In remarks to Al-Monitor, Demirel said state officials acted like an “occupation force” in the southeast. “If the state and the AKP government [act] as an occupation force and enforce an order of discrimination, the Kurdish people can then bring up the issue of breaking up at one point. We are not there yet, but we are going through the final stages,” she said.

Both Kurkcu’s and Demirel’s remarks boil down to one message: Turkey must choose between perpetuating the conflict and building a new democratic partnership with the Kurds, who are not without options.

Another HDP parliament member, Ferhat Encu, who lost his younger brother and 10 other relatives in the Roboski massacre, sounded more pessimistic. He said his hopes of reconciliation had greatly waned despite the popular Kurdish support for the HDP’s project to open up to the whole of Turkey. For him, however, the prospect of Kurdish statehood is as distant as the prospect of a democratic Turkey respecting Kurdish rights. “An [independent] Kurdistan and a democratic Turkey both appear hard to achieve,” Encu told Al-Monitor. “Not only the state but Turkish society too needs to change and empathize with the Kurds. Many Kurds who fail to see this empathy are saying we should break up.”
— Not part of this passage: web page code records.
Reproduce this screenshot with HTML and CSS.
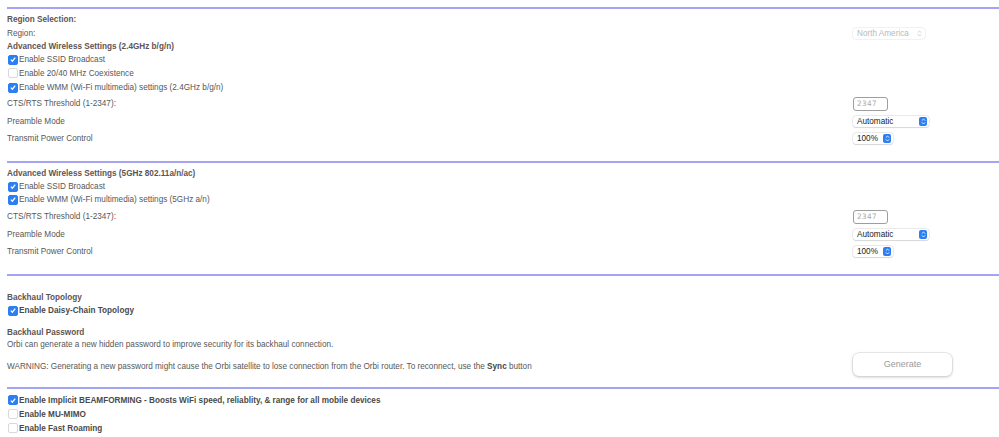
FILE: index.html
```html
<!DOCTYPE html>
<html lang="en">
<head>
  <meta charset="UTF-8">
  <title>Advanced Wireless Settings</title>
  <link rel="stylesheet" href="styles.css">
</head>
<body>
  <div class="page">
    <hr class="sep first">

    <!-- 2.4GHz -->
    <section class="block">
      <div class="row h14"><span class="head">Region Selection:</span></div>
      <div class="row h14">
        <span class="label">Region:</span>
        <div class="ctl">
          <div class="select disabled w-region">
            <span>North America</span>
            <span class="arrows grey">
              <svg viewBox="0 0 6 8" width="5" height="7"><path d="M1 3 L3 1 L5 3 M1 5 L3 7 L5 5" fill="none" stroke="#c4c4c4" stroke-width="1"/></svg>
            </span>
          </div>
        </div>
      </div>
      <div class="row h13"><span class="head">Advanced Wireless Settings (2.4GHz b/g/n)</span></div>
      <div class="row h13">
        <span class="box on"><svg viewBox="0 0 10 10" width="9" height="9"><path d="M2.3 5.2 L4.2 7.1 L7.8 2.6" fill="none" stroke="#fff" stroke-width="1.6"/></svg></span>
        <span class="label">Enable SSID Broadcast</span>
      </div>
      <div class="row h14">
        <span class="box"></span>
        <span class="label">Enable 20/40 MHz Coexistence</span>
      </div>
      <div class="row h15">
        <span class="box on"><svg viewBox="0 0 10 10" width="9" height="9"><path d="M2.3 5.2 L4.2 7.1 L7.8 2.6" fill="none" stroke="#fff" stroke-width="1.6"/></svg></span>
        <span class="label">Enable WMM (Wi-Fi multimedia) settings (2.4GHz b/g/n)</span>
      </div>
      <div class="row h17">
        <span class="label">CTS/RTS Threshold (1-2347):</span>
        <div class="ctl"><div class="field">2347</div></div>
      </div>
      <div class="row h18">
        <span class="label">Preamble Mode</span>
        <div class="ctl">
          <div class="select w-auto">
            <span>Automatic</span>
            <span class="arrows"><svg viewBox="0 0 6 8" width="5" height="7"><path d="M1 3 L3 1 L5 3 M1 5 L3 7 L5 5" fill="none" stroke="#fff" stroke-width="1"/></svg></span>
          </div>
        </div>
      </div>
      <div class="row h17">
        <span class="label">Transmit Power Control</span>
        <div class="ctl">
          <div class="select w-pct">
            <span>100%</span>
            <span class="arrows"><svg viewBox="0 0 6 8" width="5" height="7"><path d="M1 3 L3 1 L5 3 M1 5 L3 7 L5 5" fill="none" stroke="#fff" stroke-width="1"/></svg></span>
          </div>
        </div>
      </div>
    </section>

    <hr class="sep">

    <!-- 5GHz -->
    <section class="block">
      <div class="row h14"><span class="head">Advanced Wireless Settings (5GHz 802.11a/n/ac)</span></div>
      <div class="row h13">
        <span class="box on"><svg viewBox="0 0 10 10" width="9" height="9"><path d="M2.3 5.2 L4.2 7.1 L7.8 2.6" fill="none" stroke="#fff" stroke-width="1.6"/></svg></span>
        <span class="label">Enable SSID Broadcast</span>
      </div>
      <div class="row h13">
        <span class="box on"><svg viewBox="0 0 10 10" width="9" height="9"><path d="M2.3 5.2 L4.2 7.1 L7.8 2.6" fill="none" stroke="#fff" stroke-width="1.6"/></svg></span>
        <span class="label">Enable WMM (Wi-Fi multimedia) settings (5GHz a/n)</span>
      </div>
      <div class="row h17 gap">
        <span class="label">CTS/RTS Threshold (1-2347):</span>
        <div class="ctl"><div class="field">2347</div></div>
      </div>
      <div class="row h18">
        <span class="label">Preamble Mode</span>
        <div class="ctl">
          <div class="select w-auto">
            <span>Automatic</span>
            <span class="arrows"><svg viewBox="0 0 6 8" width="5" height="7"><path d="M1 3 L3 1 L5 3 M1 5 L3 7 L5 5" fill="none" stroke="#fff" stroke-width="1"/></svg></span>
          </div>
        </div>
      </div>
      <div class="row h17">
        <span class="label">Transmit Power Control</span>
        <div class="ctl">
          <div class="select w-pct">
            <span>100%</span>
            <span class="arrows"><svg viewBox="0 0 6 8" width="5" height="7"><path d="M1 3 L3 1 L5 3 M1 5 L3 7 L5 5" fill="none" stroke="#fff" stroke-width="1"/></svg></span>
          </div>
        </div>
      </div>
    </section>

    <hr class="sep">

    <!-- Backhaul -->
    <section class="block backhaul">
      <div class="row h14 topo"><span class="head">Backhaul Topology</span></div>
      <div class="row h13">
        <span class="box on"><svg viewBox="0 0 10 10" width="9" height="9"><path d="M2.3 5.2 L4.2 7.1 L7.8 2.6" fill="none" stroke="#fff" stroke-width="1.6"/></svg></span>
        <span class="label strong">Enable Daisy-Chain Topology</span>
      </div>
      <div class="row h14 pw"><span class="head">Backhaul Password</span></div>
      <div class="row h11"><span class="label">Orbi can generate a new hidden password to improve security for its backhaul connection.</span></div>
      <div class="row warn">
        <span class="label">WARNING: Generating a new password might cause the Orbi satellite to lose connection from the Orbi router. To reconnect, use the <b>Sync</b> button</span>
        <div class="ctl"><button class="gen" type="button">Generate</button></div>
      </div>
    </section>

    <hr class="sep s4">

    <!-- Extras -->
    <section class="block extras">
      <div class="row h14">
        <span class="box on"><svg viewBox="0 0 10 10" width="9" height="9"><path d="M2.3 5.2 L4.2 7.1 L7.8 2.6" fill="none" stroke="#fff" stroke-width="1.6"/></svg></span>
        <span class="label strong">Enable Implicit BEAMFORMING - Boosts WiFi speed, reliablity, &amp; range for all mobile devices</span>
      </div>
      <div class="row h14">
        <span class="box"></span>
        <span class="label strong">Enable MU-MIMO</span>
      </div>
      <div class="row h14">
        <span class="box"></span>
        <span class="label strong">Enable Fast Roaming</span>
      </div>
    </section>
  </div>
</body>
</html>
```

FILE: styles.css
```css
/* General */
body {
  margin: 0;
  font-family: "Liberation Sans", Arial, sans-serif;
  font-size: 8.2px;
  color: #575757;
  background: #fff;
}

.page {
  margin-left: 7px;
}

/* Separators */
.sep {
  border: none;
  height: 2px;
  margin: 14px 0 0;
  background: #a4a4f2;
}

.sep.first { margin-top: 7px; }
.sep.s4 { margin-top: 11px; }

/* Rows */
.block {
  padding-top: 3px;
}

.row {
  display: flex;
  align-items: center;
}

.h11 { height: 11px; }
.h13 { height: 13px; }
.h14 { height: 14px; }
.h15 { height: 15px; }
.h17 { height: 17px; }
.h18 { height: 18px; }

.row.gap { margin-top: 2px; }

.head {
  font-weight: bold;
  color: #5e5454;
}

.label {
  flex: 1;
}

.label.strong {
  font-weight: bold;
  color: #4a4a4a;
}

.label b {
  color: #444;
}

/* Checkbox */
.box {
  width: 8px;
  height: 8px;
  margin: 0 1px 0 1px;
  border: 0.5px solid #d9d9d9;
  border-radius: 2px;
  background: #fff;
  display: flex;
  align-items: center;
  justify-content: center;
  box-sizing: content-box;
}

.box.on {
  background: #2b7ff2;
  border-color: #2b7ff2;
}

/* Controls column */
.ctl {
  width: 146px;
  display: flex;
  align-items: center;
}

.field {
  width: 30px;
  height: 12px;
  border: 1px solid #9e9e9e;
  border-radius: 3px;
  padding-left: 3px;
  font-family: "DejaVu Sans Mono", monospace;
  font-size: 7.5px;
  line-height: 12px;
  color: #a9a9a9;
  letter-spacing: 0.5px;
}

.select {
  height: 11px;
  display: flex;
  align-items: center;
  justify-content: space-between;
  padding: 0 2px 0 4px;
  border-radius: 3px;
  background: #fff;
  box-shadow: 0 0 0 0.5px #d8d8d8, 0 0.5px 1px rgba(0, 0, 0, 0.15);
  color: #222;
  font-size: 8.2px;
}

.select.disabled {
  color: #b9b9b9;
  box-shadow: 0 0 0 0.5px #e4e4e4;
}

.w-region { width: 66px; }
.w-auto { width: 70px; }
.w-pct { width: 34px; }

.arrows {
  width: 8px;
  height: 9px;
  border-radius: 2px;
  background: #2b7ff2;
  display: flex;
  align-items: center;
  justify-content: center;
}

.arrows.grey {
  background: none;
}

/* Backhaul */
.row.topo { margin-top: 11px; }
.row.pw { margin-top: 8px; }

.row.warn {
  height: 24px;
  margin-top: 2px;
}

.warn .label {
  padding-top: 4px;
}

.gen {
  width: 99px;
  height: 23px;
  border: none;
  border-radius: 6px;
  background: #fff;
  box-shadow: 0 0 0 0.5px #d4d4d4, 0 1px 3px rgba(0, 0, 0, 0.25);
  font-family: "Liberation Sans", Arial, sans-serif;
  font-size: 9px;
  color: #9a9a9a;
}

.extras {
  padding-top: 4px;
}
```
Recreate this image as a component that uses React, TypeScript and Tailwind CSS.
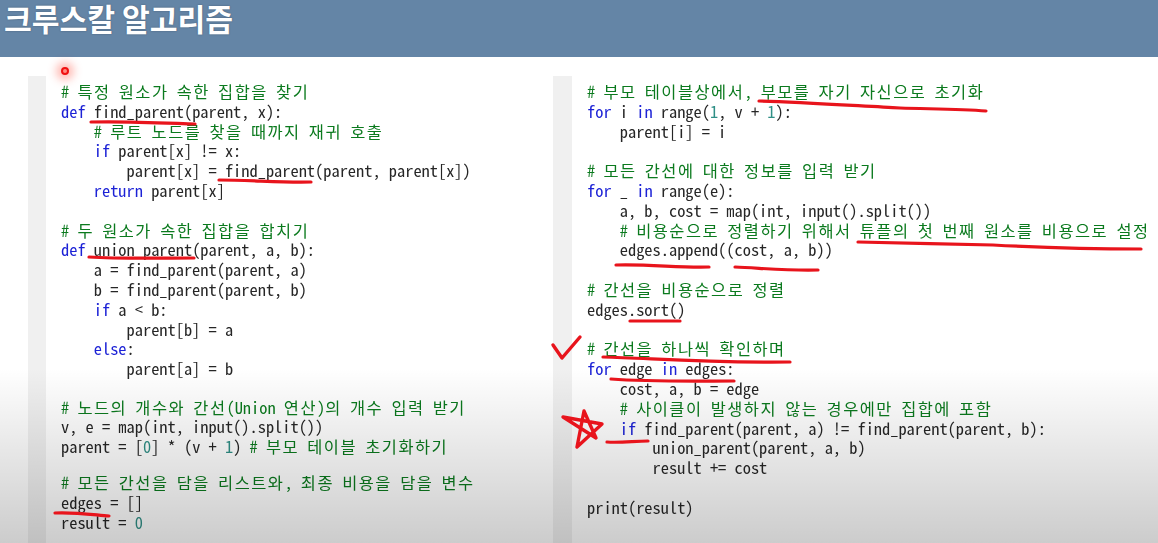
import React from "react";

type Tok = [string, string?];
const K = "text-[#1c22d6]";
const C = "text-[#0b7a1e]";
const N = "text-[#2f8f86]";

const left: Tok[][] = [
  [["# 특정 원소가 속한 집합을 찾기", C]],
  [["def", K], [" find_parent(parent, x):"]],
  [["    # 루트 노드를 찾을 때까지 재귀 호출", C]],
  [["    "], ["if", K], [" parent[x] != x:"]],
  [["        parent[x] = find_parent(parent, parent[x])"]],
  [["    "], ["return", K], [" parent[x]"]],
  [[" "]],
  [["# 두 원소가 속한 집합을 합치기", C]],
  [["def", K], [" union_parent(parent, a, b):"]],
  [["    a = find_parent(parent, a)"]],
  [["    b = find_parent(parent, b)"]],
  [["    "], ["if", K], [" a < b:"]],
  [["        parent[b] = a"]],
  [["    "], ["else", K], [":"]],
  [["        parent[a] = b"]],
];
const leftB: Tok[][] = [
  [["# 노드의 개수와 간선(Union 연산)의 개수 입력 받기", C]],
  [["v, e = map(int, input().split())"]],
  [["parent = ["], ["0", N], ["] * (v + "], ["1", N], [") "], ["# 부모 테이블 초기화하기", C]],
];
const leftC: Tok[][] = [
  [["# 모든 간선을 담을 리스트와, 최종 비용을 담을 변수", C]],
  [["edges = []"]],
  [["result = "], ["0", N]],
];

const right: Tok[][] = [
  [["# 부모 테이블상에서, 부모를 자기 자신으로 초기화", C]],
  [["for", K], [" i "], ["in", K], [" range("], ["1", N], [", v + "], ["1", N], ["):"]],
  [["    parent[i] = i"]],
  [[" "]],
  [["# 모든 간선에 대한 정보를 입력 받기", C]],
  [["for", K], [" _ "], ["in", K], [" range(e):"]],
  [["    a, b, cost = map(int, input().split())"]],
  [["    # 비용순으로 정렬하기 위해서 튜플의 첫 번째 원소를 비용으로 설정", C]],
  [["    edges.append((cost, a, b))"]],
  [[" "]],
  [["# 간선을 비용순으로 정렬", C]],
  [["edges.sort()"]],
  [[" "]],
  [["# 간선을 하나씩 확인하며", C]],
  [["for", K], [" edge "], ["in", K], [" edges:"]],
  [["    cost, a, b = edge"]],
  [["    # 사이클이 발생하지 않는 경우에만 집합에 포함", C]],
  [["    "], ["if", K], [" find_parent(parent, a) != find_parent(parent, b):"]],
  [["        union_parent(parent, a, b)"]],
  [["        result += cost"]],
  [[" "]],
  [["print(result)"]],
];

function Code({ lines }: { lines: Tok[][] }) {
  return (
    <div className="font-['Noto_Sans_Mono_CJK_KR','Noto_Sans_CJK_KR',monospace] text-[16.4px] leading-[19.8px] text-[#262626] whitespace-pre blur-[0.35px]">
      {lines.map((l, i) => (
        <div key={i} className="h-[19.8px]">
          {l.map((t, j) => (
            <span key={j} className={t[1]}>
              {t[0].split(/([가-힣]+)/).map((part, n) =>
                n % 2 === 1 ? (
                  <span key={n} className="tracking-[1.5px]">
                    {part}
                  </span>
                ) : (
                  part
                )
              )}
            </span>
          ))}
        </div>
      ))}
    </div>
  );
}

const marks = [
  "M91 122 C125 121 165 123 195 124",
  "M219 180 C250 180 285 183 311 182",
  "M89 257 C120 259 165 258 194 258",
  "M55 513 C75 512 95 515 109 516",
  "M759 101 C800 102 860 106 900 108 C930 109 960 109 986 111",
  "M858 242 C900 243 950 244 993 245 C1050 248 1100 249 1141 249",
  "M616 265 C650 264 680 268 709 267",
  "M735 267 C760 268 790 271 818 270",
  "M630 321 H680",
  "M603 357 C650 358 700 363 790 362",
  "M611 379 C650 382 700 381 734 381",
  "M607 442 C620 443 635 441 648 441",
];

export default function App() {
  return (
    <div className="relative w-[1158px] h-[543px] overflow-hidden bg-white font-['Noto_Sans_CJK_KR',sans-serif]">
      <header className="h-[57px] bg-[#6485a6] pl-[4px]">
        <h1 className="text-[30.2px] leading-[36px] font-bold text-white [text-shadow:0_0_2px_rgba(0,0,0,0.3)]">크루스칼 알고리즘</h1>
      </header>
      <main className="flex pt-[19px] h-[486px]">
        <section className="ml-[28px] w-[525px] border-l-[18px] border-[#f0f0f0] pl-[15px] pt-[6px]">
          <Code lines={left} />
          <div className="h-[18.6px]" />
          <Code lines={leftB} />
          <div className="h-[16px]" />
          <Code lines={leftC} />
        </section>
        <section className="flex-1 border-l-[19px] border-[#f0f0f0] pl-[15px] pt-[6px]">
          <Code lines={right} />
        </section>
      </main>
      <div className="absolute left-0 right-0 bottom-0 h-[175px] bg-gradient-to-b from-[#00000000] to-[#00000033] pointer-events-none" />
      <span className="absolute left-[61px] top-[67px] w-2 h-2 rounded-full border-[2.5px] border-[#f01010] bg-[#ff8a80] shadow-[0_0_8px_5px_rgba(255,60,40,0.35)]" />
      <svg className="absolute inset-0 pointer-events-none" width="1158" height="543" fill="none" stroke="#e8141c" strokeWidth="3.2" strokeLinecap="round" strokeLinejoin="round">
        {marks.map((d) => (
          <path key={d} d={d} />
        ))}
        <path d="M553 345 L562 358 L580 337" strokeWidth="3.4" />
        <path d="M577 447 L584 411 L596 438 L563 417 L602 424 L577 447" strokeWidth="3.4" />
      </svg>
    </div>
  );
}
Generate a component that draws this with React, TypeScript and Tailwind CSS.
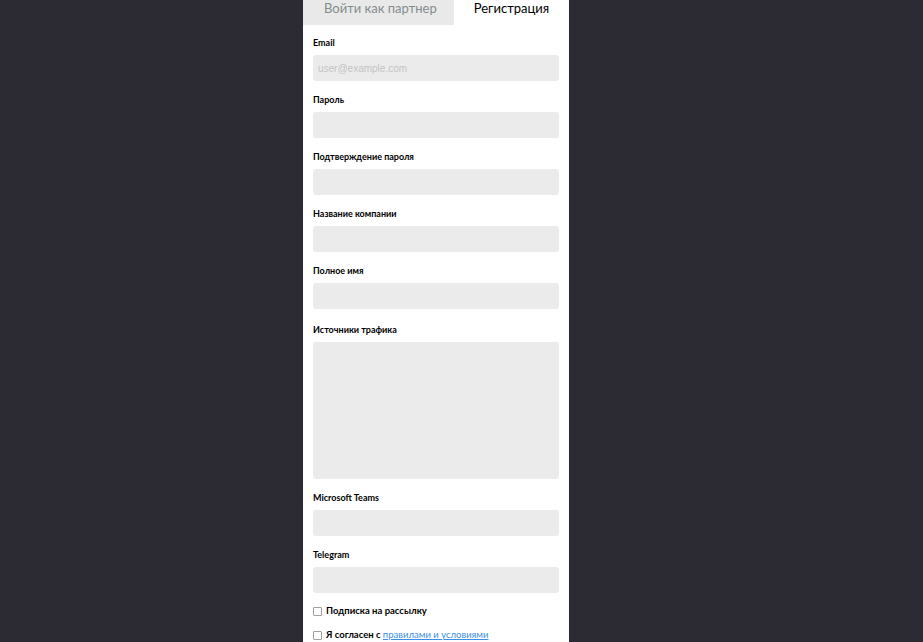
import React from "react";

const Field = ({ label, placeholder, tall }: { label: string; placeholder?: string; tall?: boolean }) => (
  <div className={`flex flex-col mb-[11px] ${tall ? "mt-[2px]" : ""}`}>
    <label className="block text-[9px] leading-[14px] font-bold text-black mt-[1px] mb-[5px]" style={{ fontFamily: "Lato, 'Open Sans', sans-serif" }}>
      {label}
    </label>
    {tall ? (
      <textarea className="block w-full h-[137px] bg-[#ebebeb] rounded-[3px] resize-none outline-none" />
    ) : (
      <input
        className="block w-full h-[26px] bg-[#ebebeb] rounded-[3px] px-[5px] text-[10px] outline-none placeholder:text-[#c4c4c4]"
        style={{ fontFamily: "'Liberation Sans', Arial, sans-serif" }}
        placeholder={placeholder}
      />
    )}
  </div>
);

const Check = ({ children }: { children: React.ReactNode }) => (
  <label className="flex items-center gap-[4px] h-[14px] text-[9.5px] font-bold text-black" style={{ fontFamily: "Lato, 'Open Sans', sans-serif" }}>
    <span className="w-[9px] h-[9px] border border-[#a0a0a0] rounded-[1px] bg-white shrink-0" />
    <span>{children}</span>
  </label>
);

export default function App() {
  return (
    <div className="w-full h-[642px] bg-[#2c2a33] flex pl-[303px] overflow-hidden">
      <div className="w-[266px] bg-white flex flex-col">
        <div className="flex h-[26px]" style={{ fontFamily: "Lato, 'Open Sans', sans-serif" }}>
          <div className="bg-[#e9e9e9] text-[#848c8e] text-[13px] leading-[16px] pl-[21px] w-[151px] whitespace-nowrap">
            Войти как партнер
          </div>
          <div className="flex-1 text-black text-[13px] leading-[16px] text-center whitespace-nowrap">
            Регистрация
          </div>
        </div>
        <div className="px-[10px] pt-[10px] flex flex-col">
          <Field label="Email" placeholder="user@example.com" />
          <Field label="Пароль" />
          <Field label="Подтверждение пароля" />
          <Field label="Название компании" />
          <Field label="Полное имя" />
          <Field label="Источники трафика" tall />
          <Field label="Microsoft Teams" />
          <Field label="Telegram" />
          <div className="flex flex-col gap-[10px]">
            <Check>Подписка на рассылку</Check>
            <Check>
              Я согласен с{" "}
              <a className="text-[#3b8fe6] underline font-normal" href="#">
                правилами и условиями
              </a>
            </Check>
          </div>
        </div>
      </div>
    </div>
  );
}
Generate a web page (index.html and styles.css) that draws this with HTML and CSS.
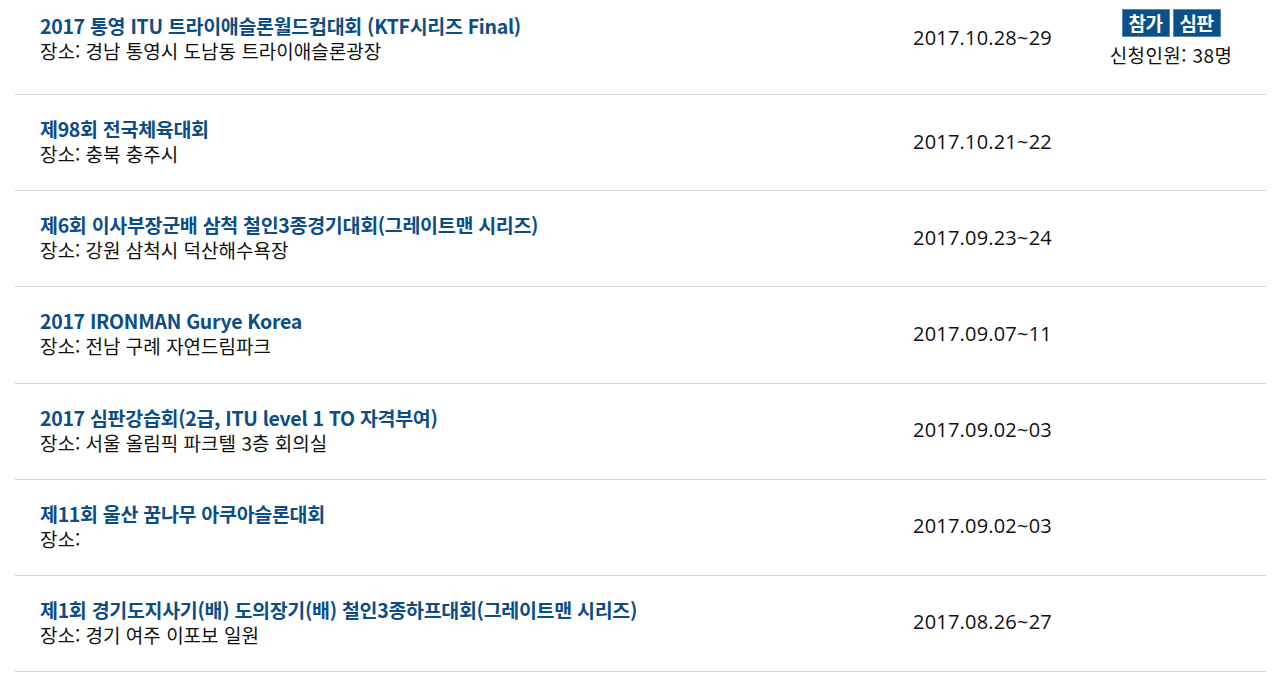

Given that government officials keep pledging an unrelenting security crackdown in the southeast, “democratic Turkey” remains an unrealistic prospect for Turkey’s Kurds in the near future. Whether they come to see independence as a more realistic option in light of developments in Iraqi Kurdistan and Rojava (the term Kurds use to refer to western Kurdistan in Syria) will again depend on how the AKP government and the state treat them.